Instructions - Barnwood Herb Planter


This kit includes six packets of seed so that you can mix and match the types of herbs you want to grow in your new barnwood planter. Each packet has enough seed to plant the entire planter, so you could do a single crop, or several crops in the planter. We don’t recommend planting more than 4 types of herbs in a single planter.


Contents:
  • One reclaimed barnwood planter One drip tray for the planter
  • Two wondersoil compressed grow medium disks – enough for the planter 6 packets of herb seeds
  • Instruction Sheet

 

Planting Directions:


  1. Refer to Individual Seed Instructions on the back side of this sheet for specific herb requirements. The instructions on the reverse include instructions for more culinary herbs than are included in this kit in case you decide to experiment with other herbs.
  2. Expand the soil disks by placing them in a bucket or large bowl and adding 5 to 6 cups of warm water. The disks will absorb the water and expand into pre-fertilized rich grow medium for your planter. The 2 disks will create exactly the right amount of soil for your planter.
  3. Transfer the soil into your barnwood planter, holding back enough to cover your seeds with 1/4th inch to ½ inch of soil.
  4. Sow your seeds per the directions on the back of this instruction sheet, for each type of seed you choose. Use excess soil to cover your seeds at indicated depth. Keep in a warm location away from direct sunlight.
  5. After first true leaves appear, snip back all shoots except strongest seedlings of each type, allowing room between seedlings to grow.
  6. Water occasionally to keep the soil moist, using care not to over water. The planter will drain excess water so be sure to use and drain the drip tray to avoid a mess. Water in the drip tray may be a sign of over watering. To harden your plants, place in shade outside for several days (bring plants in at night).

General Information about Growing Herbs:

  • Herbs like sun. They need 5 or more hours of direct sunlight. If you already have grow lights, use them--or set the herbs near a window where they will get at least 4 to 5 hours of sun.
  • The soil must be kept moist, however, herbs dislike always being in extremely wet soil. So the main thing your herbs need are adequate light, warm temperatures, fertilizer (later in the growing stage) and humidity.
  • Most of the herbs we have included in this kit, are compact and low growing and therefore suitable for container growing. Keeping the plant bushy instead of letting it get tall and gangly is accomplished by pinching off the terminal ends (use the ends each time to flavor your foods or make your teas).
  • Herbs prefer warm temperatures of about 65 to 70 degrees. If the air in your house is not particularly humid, misting the herbs once or twice during the day will suffice. Once your herbs have reached two to three inches in height, let the soil dry out between watering. Too much water can kill the herbs. Feel the soil. It should be dry to about an inch down. Then water with warm water instead of cold.
  • After your herbs have reached maturity, they can be fertilized. The wonder soil will provide nutrients ideal for herbs for the first 2 to 4 weeks of growth. Mix about a tablespoon of Azomite with your water. Or follow the directions on any other commercially available fertilizer.
  • Possible problems: Insects- Put a few drops of dish detergent in a spray bottle. Fill with water and spray on plants. Plants can get too thick after awhile and need thin- ning. Plants can be over watered.

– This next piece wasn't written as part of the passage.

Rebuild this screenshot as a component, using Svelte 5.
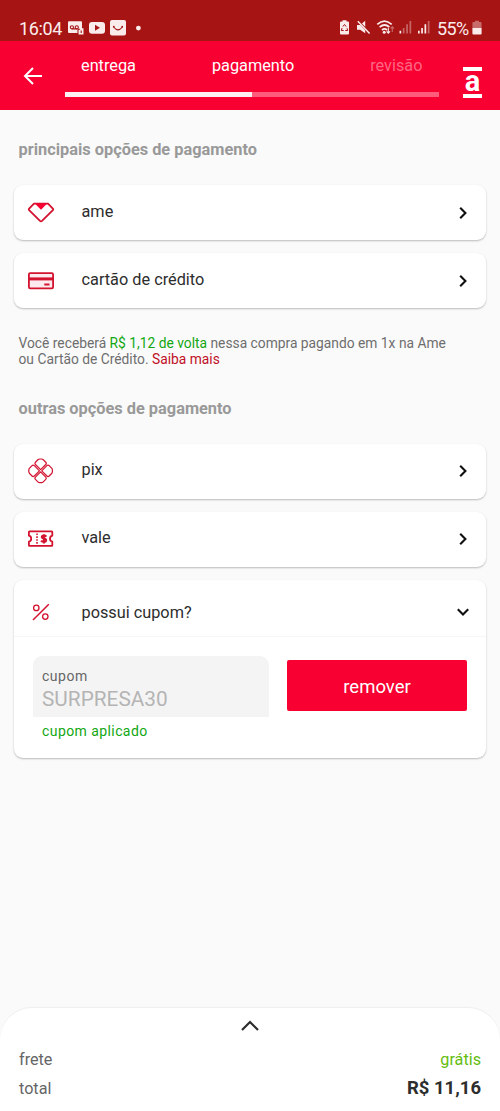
<script>
	let couponOpen = $state(true);

	const steps = [
		{ label: "entrega", done: true },
		{ label: "pagamento", done: true },
		{ label: "revisão", done: false }
	];

	const mainOptions = [
		{ icon: "ame", label: "ame" },
		{ icon: "card", label: "cartão de crédito" }
	];

	const otherOptions = [
		{ icon: "pix", label: "pix" },
		{ icon: "voucher", label: "vale" }
	];
</script>

{#snippet icon(name)}
	<svg class="icon" viewBox="0 0 28 28" fill="none" stroke="#d3122f" stroke-width="1.8" stroke-linejoin="round">
		{#if name === "ame"}
			<path d="M7 4.6h14l5.1 5.3q.4.7-.2 1.3L15 21.9q-1 .9-2 0L2.1 11.2q-.6-.6-.2-1.3z" />
			<path d="M7.8 4.6h12.4L14 10.8z" fill="#f80032" stroke="none" />
		{:else if name === "card"}
			<rect x="1.9" y="6.1" width="24.2" height="15.2" rx="1.3" fill="#fdeaee" />
			<path d="M2 11.9h24" stroke-width="3" />
			<path d="M17.3 17.5h5.2" stroke-width="2" />
		{:else if name === "pix"}
			<g transform="translate(13.6 13.8)" stroke-width="1.2">
				{#each [45, 135, 225, 315] as angle}
					<path
						transform="rotate({angle})"
						d="M.8.8h7.3Q9.7.8 9.7 2.4v3.5Q9.7 7 8.9 7.8L7.8 8.9Q7 9.7 5.9 9.7H2.4Q.8 9.7.8 8.1z"
					/>
				{/each}
			</g>
		{:else if name === "voucher"}
			<path d="M2.5 6.4h22.2q.6 0 .6.6v3.7q-2.3.6-2.3 3t2.3 3v3.6q0 .6-.6.6H2.5q-.6 0-.6-.6v-3.6q2.3-.6 2.3-3t-2.3-3V7q0-.6.6-.6z" />
			<path d="M10 8.4v11" stroke-width="1.6" stroke-dasharray="1.6 1.3" />
			<path d="M19.4 11.6q-1-1.1-2.7-1-2 .1-1.9 1.6.1 1.1 2 1.4 2.4.4 2.4 1.6-.1 1.6-2.3 1.6-1.9 0-2.8-1.2M16.9 9.2v9.2" stroke-width="2" />
		{:else if name === "percent"}
			<path d="M6 22 21.8 6.2" stroke-width="1.5" />
			<circle cx="9.3" cy="9.9" r="2.7" stroke-width="1.3" />
			<circle cx="18.3" cy="18.6" r="2.7" stroke-width="1.3" />
		{/if}
	</svg>
{/snippet}

{#snippet optionCard(option)}
	<button class="card option">
		{@render icon(option.icon)}
		<span class="option-label">{option.label}</span>
		<svg class="chevron" viewBox="0 0 14 14"><path d="m4.2 1.8 5.2 5.2-5.2 5.2" /></svg>
	</button>
{/snippet}

<div class="screen">
	<div class="status-bar">
		<span class="clock">16:04</span>
		<svg class="notifications" viewBox="0 0 76 18" fill="#fbecec">
			<path d="M2 2.2h12q1 0 1 1v6h1.5v6.2h-5v-1.3H2q-1 0-1-1v-10q0-.9 1-.9z" />
			<g fill="none" stroke="#a61414" stroke-width="1.1">
				<circle cx="4.9" cy="8.3" r="1.6" />
				<circle cx="9.8" cy="8.3" r="1.6" />
				<path d="M4.9 9.9h5M11 14v-3.7h2.1M14.2 11.4v2.6" />
			</g>
			<rect x="22" y="3" width="16" height="11.7" rx="3" />
			<path d="m28 5.8 5 3-5 3z" fill="#a61414" />
			<rect x="43" y="1" width="16" height="15.5" rx="2" />
			<path d="M46.6 8q4.4 5.6 8.8 0" fill="none" stroke="#a61414" stroke-width="1.2" />
			<circle cx="46.8" cy="7.7" r=".9" fill="#a61414" />
			<circle cx="55.2" cy="7.7" r=".9" fill="#a61414" />
			<circle cx="71.4" cy="9.1" r="2.4" />
		</svg>
		<svg class="indicators" viewBox="0 0 94 18" fill="#fbecec">
			<path d="M3.5 2.5V1.2h4v1.3H9q1 0 1 1v11q0 1-1 1H2q-1 0-1-1v-11q0-1 1-1z" />
			<path d="m3.9 7.5 1.6-2 1.7 2.1M8 9.2l.7 2.3H6.3M4.7 11.5H2.3L3.1 9" fill="none" stroke="#a61414" stroke-width="1" />
			<path d="M18 6h3.2l5-4.2v12.5l-5-3.6H18z" />
			<path d="m18.6 1.5 12 12.8" stroke="#a61414" stroke-width="2.4" />
			<path d="m18.8 2.3 11.8 12.3" stroke="#fbecec" stroke-width="1.5" />
			<g fill="none" stroke="#fbecec" stroke-width="1.7">
				<path d="M38.3 5.3q7-6.5 14.4 0M40.6 8.2q5-4.4 9.8 0M43 11q2.6-2.2 5 0" />
				<path d="M49.3 9v5M47.6 12.3l1.7 1.9 1.7-1.9" stroke-width="1.1" />
				<path d="M53.3 13V7.9M51.6 9.5l1.7-1.8L55 9.5" stroke-width="1.1" opacity=".4" />
			</g>
			<circle cx="45.2" cy="13.3" r="1.5" />
			<g opacity=".38">
				<path d="M63.8 9h1.7v5.6h-1.7zM67.2 5.3h1.7v9.3h-1.7zM70.5 2h1.7v12.6h-1.7zM88.8 2h1.7v12.6h-1.7z" />
			</g>
			<path d="M60.5 11.8h1.7v2.8h-1.7zM79 11.8h1.7v2.8H79zM82.2 9h1.7v5.6h-1.7zM85.5 5.3h1.7v9.3h-1.7z" />
		</svg>
		<span class="percent">55%</span>
		<svg class="battery" viewBox="0 0 10 16" fill="#fbecec">
			<path d="M3 1.9V.8h4v1.1h1.6q1 0 1 1v5H.4v-5q0-1 1-1z" opacity=".4" />
			<path d="M.4 7.9h9.2v5.7q0 1-1 1H1.4q-1 0-1-1z" />
		</svg>
	</div>

	<header class="top-bar">
		<button class="back" aria-label="voltar">
			<svg viewBox="0 0 20 20"><path d="M19 10H2M10 2l-8 8 8 8" /></svg>
		</button>
		<div class="progress">
			<div class="steps">
				{#each steps as step}
					<span class="step" class:pending={!step.done}>{step.label}</span>
				{/each}
			</div>
			<div class="track"><div class="fill"></div></div>
		</div>
		<div class="logo"><span>a</span></div>
	</header>

	<main>
		<h2>principais opções de pagamento</h2>
		<div class="cards">
			{#each mainOptions as option}
				{@render optionCard(option)}
			{/each}
		</div>

		<p class="cashback">
			Você receberá <span class="amount">R$ 1,12 de volta</span> nessa compra pagando em 1x na Ame<br />
			ou Cartão de Crédito. <a href="#mais">Saiba mais</a>
		</p>

		<h2>outras opções de pagamento</h2>
		<div class="cards">
			{#each otherOptions as option}
				{@render optionCard(option)}
			{/each}

			<section class="card coupon">
				<button class="option coupon-toggle" onclick={() => (couponOpen = !couponOpen)}>
					{@render icon("percent")}
					<span class="option-label">possui cupom?</span>
					<svg class="chevron" viewBox="0 0 14 14"><path d="M1.8 4.2 7 9.4l5.2-5.2" /></svg>
				</button>
				{#if couponOpen}
					<div class="coupon-body">
						<div class="field-group">
							<div class="field">
								<span class="field-label">cupom</span>
								<span class="field-value">SURPRESA30</span>
							</div>
							<span class="field-message">cupom aplicado</span>
						</div>
						<button class="remove">remover</button>
					</div>
				{/if}
			</section>
		</div>
	</main>

	<footer>
		<svg class="expand" viewBox="0 0 20 12"><path d="m2 10 8-8 8 8" /></svg>
		<div class="row">
			<span>frete</span>
			<span class="free">grátis</span>
		</div>
		<div class="row total">
			<span>total</span>
			<strong>R$ 11,16</strong>
		</div>
	</footer>
</div>

<style>
	:global(body) {
		background: #fafafa;
	}

	.screen {
		display: flex;
		flex-direction: column;
		width: 500px;
		height: 1111px;
		overflow: hidden;
		background: #fafafa;
		font-family: Roboto, "Liberation Sans", sans-serif;
		font-size: 16px;
		color: #2d2d2d;
	}

	button {
		margin: 0;
		padding: 0;
		border: 0;
		background: none;
		font: inherit;
		color: inherit;
		text-align: left;
	}

	svg {
		display: block;
		flex: none;
	}

	.status-bar {
		display: flex;
		align-items: center;
		box-sizing: border-box;
		height: 41px;
		padding: 15px 18px 0 19px;
		background: #a61414;
		color: #fbecec;
		font-size: 18px;
		line-height: 26px;
	}

	.clock {
		width: 48px;
		padding-top: 1px;
		letter-spacing: -0.35px;
	}

	.notifications {
		width: 76px;
		height: 18px;
	}

	.indicators {
		width: 94px;
		height: 18px;
		margin-left: auto;
	}

	.percent {
		width: 35px;
		padding-top: 1px;
		margin-left: 4px;
		letter-spacing: -0.6px;
	}

	.battery {
		width: 10px;
		height: 16px;
	}

	.top-bar {
		display: flex;
		height: 69px;
		flex: none;
		background: #f80032;
		color: #fff;
	}

	.back {
		width: 65px;
		padding: 0 0 0 22.5px;
		box-sizing: border-box;
	}

	.back svg {
		width: 20px;
		height: 20px;
		fill: none;
		stroke: #fff;
		stroke-width: 2;
	}

	.progress {
		width: 373.5px;
	}

	.steps {
		display: flex;
		justify-content: space-between;
		padding: 15px 16px 0;
		line-height: 20px;
		font-size: 16.3px;
	}

	.pending {
		color: #ff6683;
	}

	.track {
		height: 5px;
		margin-top: 16px;
		background: #ff5c7c;
	}

	.fill {
		width: 50%;
		height: 100%;
		background: #ffeef2;
	}

	.logo {
		box-sizing: border-box;
		width: 19px;
		height: 31px;
		margin: 26px 0 0 24.5px;
		border: solid #fff;
		border-width: 4px 0;
		font: bold 29px/20px Roboto, sans-serif;
		text-align: center;
	}

	main {
		flex: 1;
		padding: 30px 14px 0;
	}

	h2 {
		margin: 0 4.5px;
		font-size: 16.35px;
		line-height: 20px;
		font-weight: 700;
		color: #999;
	}

	.cards {
		display: flex;
		flex-direction: column;
		gap: 13px;
		margin-top: 25px;
	}

	.card {
		border-radius: 9px;
		background: #fff;
		box-shadow: 0 1px 2px rgba(0, 0, 0, 0.26);
	}

	.option {
		display: flex;
		align-items: center;
		box-sizing: border-box;
		width: 100%;
		height: 55px;
		padding: 0 16.5px 0 13px;
	}

	.icon {
		width: 28px;
		height: 28px;
	}

	.option-label {
		flex: 1;
		margin: 0 0 2px 26.5px;
		font-size: 16.3px;
		line-height: 20px;
	}

	.chevron {
		width: 14px;
		height: 14px;
		fill: none;
		stroke: #111;
		stroke-width: 2.1;
	}

	.cashback {
		margin: 27px 4.5px 31px;
		font-size: 13.8px;
		line-height: 16.4px;
		color: #6e6e6e;
	}

	.amount {
		color: #12a812;
	}

	.cashback a {
		color: #c01025;
		text-decoration: none;
	}

	.coupon {
		height: 178px;
	}

	.coupon-toggle {
		height: 57px;
		padding-top: 8px;
		border-bottom: 1px solid #f7f7f7;
	}

	.coupon-toggle .option-label {
		margin: 2px 0 0 26.5px;
	}

	.coupon-body {
		display: flex;
		gap: 18.5px;
		padding: 19px 19px 0;
	}

	.field-group {
		width: 235.5px;
	}

	.field {
		box-sizing: border-box;
		height: 61px;
		padding: 10px 9px 0;
		border-radius: 9px 9px 0 0;
		background: #f4f4f4;
	}

	.field-label,
	.field-value,
	.field-message {
		display: block;
	}

	.field-label {
		font-size: 14px;
		line-height: 20px;
		letter-spacing: 0.5px;
		color: #666;
	}

	.field-value {
		font-size: 20.8px;
		line-height: 26px;
		color: #b4b4b4;
	}

	.field-message {
		margin: 4px 9px 0;
		font-size: 14px;
		line-height: 20px;
		letter-spacing: 0.42px;
		color: #12a812;
	}

	.remove {
		flex: 1;
		height: 51px;
		padding-top: 3px;
		margin-top: 4px;
		border-radius: 2px;
		background: #f80032;
		color: #fff;
		font-size: 18.5px;
		text-align: center;
	}

	footer {
		box-sizing: border-box;
		height: 103px;
		flex: none;
		padding: 12px 19px 0;
		border-radius: 32px 32px 0 0;
		background: #fff;
		box-shadow: 0 -1px 1px rgba(0, 0, 0, 0.05);
	}

	.expand {
		width: 20px;
		height: 12px;
		margin: 0 auto 13px;
		fill: none;
		stroke: #2d2d2d;
		stroke-width: 2.2;
	}

	.row {
		display: flex;
		justify-content: space-between;
		align-items: center;
		height: 28px;
		font-size: 16.2px;
		color: #666;
	}

	.total {
		padding-top: 1px;
	}

	.free {
		color: #65bd10;
	}

	strong {
		font-size: 18.5px;
		color: #2d2d2d;
	}
</style>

General Things to think about:

  • Read the instruction on each package before you plant. Some seeds need to be frozen overnight or longer before planting. Also, sometimes your herbs will sprout faster if you soak them for 2 to 3 hours before planting.
  • If you are planning to transplant to an outside garden, you must wait until the temperatures are warm in the late spring. Then, take the plant outdoors for a few hours each day, increasing the time each day over a period of about two weeks until the plant hardens, i.e. gets used to the outside weather. While they are outdoors for this two weeks gradually cut down on the amount of water you give them. Put them in a place that is sunny but that is sheltered from the wind. Then for the transplant, water with warm water. Dig a hole where you want the herb to be and gently turn upside down and remove the pot. Plant the entire soil, which surrounds the plant, cover with a small amount of earth and tamp down gently. From this point forward, don’t over water.
If you plan to keep the plants indoors:
  • Water when soil 1 inch down is dry.
  • Pinch off terminal ends of plants to keep herbs bushy.
  • Gradually use your herbs to cook with, flavor your salads, etc. or make tea.
Storage of Seeds: If you store your seeds properly, they will last about three years. Keep the seed in the plastic bags. Make sure they are airtight. Put all the little bags into the mylar bag. Seal it in such a way that it is airtight. Zip it shut. (You want it to be airtight because if moisture gets into the package, it will ruin the seeds.) Put your package of seeds into the freezer. If you don’t have room in the freezer, you can put them in the refrigerator. The seeds should last from two to three years. Some seeds don’t last that long, for example: peppermint and chives are only good for about a year.